Against one of their great rivals, Leeds did not lack for intensity from the outset. Within just two minutes the outstanding Adams had robbed Conor Gallagher of possession in midfield, unleashing the flying quartet at the top of the pitch who asked so many questions of the visiting defense.
Meanwhile Aaronson proved to be a constant thorn in the side of more than just Edouard Mendy, a deft turn in midfield forcing Kalidou Koulibaly into a yellow card foul after just eight minutes. Tuchel's side crave control but the sheer energy of Leeds dragged this contest towards the chaotic. Certainly the authority that N'Golo Kante or Mateo Kovacic offer in the Chelsea engine room was not provided by Gallagher, whose every touch seemed to trigger another Leeds press.
On the occasions when Chelsea could slip through the lines, they did have some joy in their inside left channel, where Raheem Sterling was an early threat capable of beating Robin Koch at will. One pass from Marc Cucurella would have undone far better backlines than Leeds'; Sterling finished with aplomb but had drifted offside.
It was to Leeds credit that they gummed up that particular avenue to goal midway through the first half and, as Chelsea ran out of ideas, the threat posed by the hosts only grew. Adams, so often victorious in the loose ball duels, unwittingly deflected the ball into the path of the hard running Rodrigo, who fired wide.
Just behind the Leeds captain, Aaronson followed the ball with puppyish intent. No Chelsea defender was safe to take a touch with the American in pursuit. Mendy would discover that to his cost. The goalkeeper might have thought he had given his man the slip when a dummy sent him flying into the air but Mendy struggled to get the ball out from under his feet on the turn. Others might have given up the chase after that first miscue, not the New Jersey youngster who prides himself on outworking anyone else on the pitch.

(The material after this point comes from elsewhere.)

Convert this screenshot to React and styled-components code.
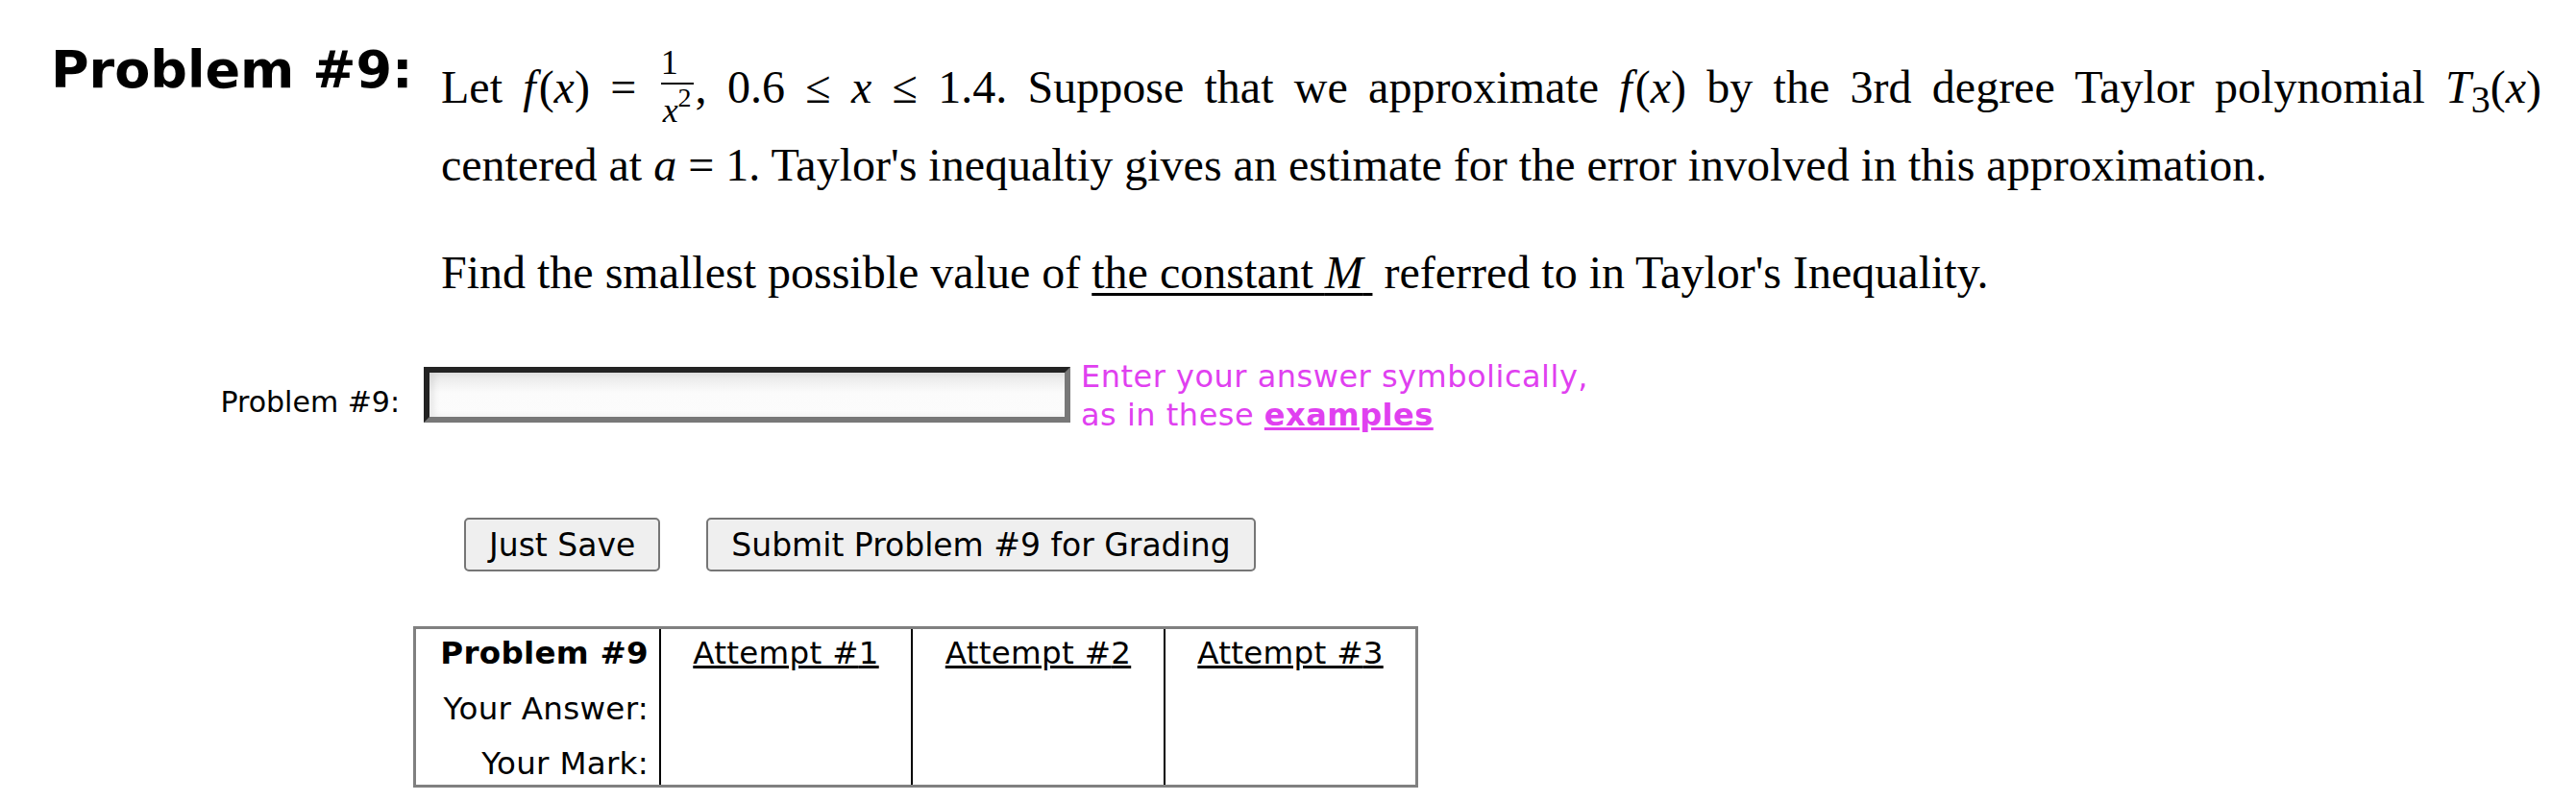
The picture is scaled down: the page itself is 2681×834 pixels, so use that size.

A flick of the right boot freed the ball for Aaronson to roll it into across the goal line. Cue bedlam at Elland Road, where they had not seen a win over their rivals in nearly 20 years. Jesse Marsch was no less delirious than the supporters in the ground, hurtling down the touchline in the same fashion that Tuchel had last week against Tottenham, drawing the opprobrium of Antonio Conte in the process.
Though it never threatened to boil over in the same fashion as last week's London derby, there was a simmering rivalry between the two benches early on with Tuchel seemingly calling for Marsch to be booked for his protestations after a Ruben Loftus-Cheek foul. Still by half time the Chelsea head coach seemed too dumbstruck for sideline histrionics as Leeds doubled their lead with another goal bedecked in MLS flair.
Jack Harrison, who played at Wake Forest and professional career began with NYCFC, had looked a little loose with his passing early in the game but more than made amends with a precise free kick to the front post. Rodrigo's flick was far beyond Mendy's reach; the club record signing's fourth goal in three games propelling him to the top of the early Golden Boot rankings.
A switch to 4-3-3 after the interval brought somewhat more control for Chelsea with full backs Cucurella and Reece James both going close before the 65th minute. Freed from responsibility for the build up, Gallagher settled into the role in which he was more comfortable, crashing the box with late runs that caused no little difficulty for the Leeds rearguard. It was curious then to see him withdrawn so that Christian Pulisic could play the same role. He certainly did not look anywhere near as at ease as his fellow USMNT stars.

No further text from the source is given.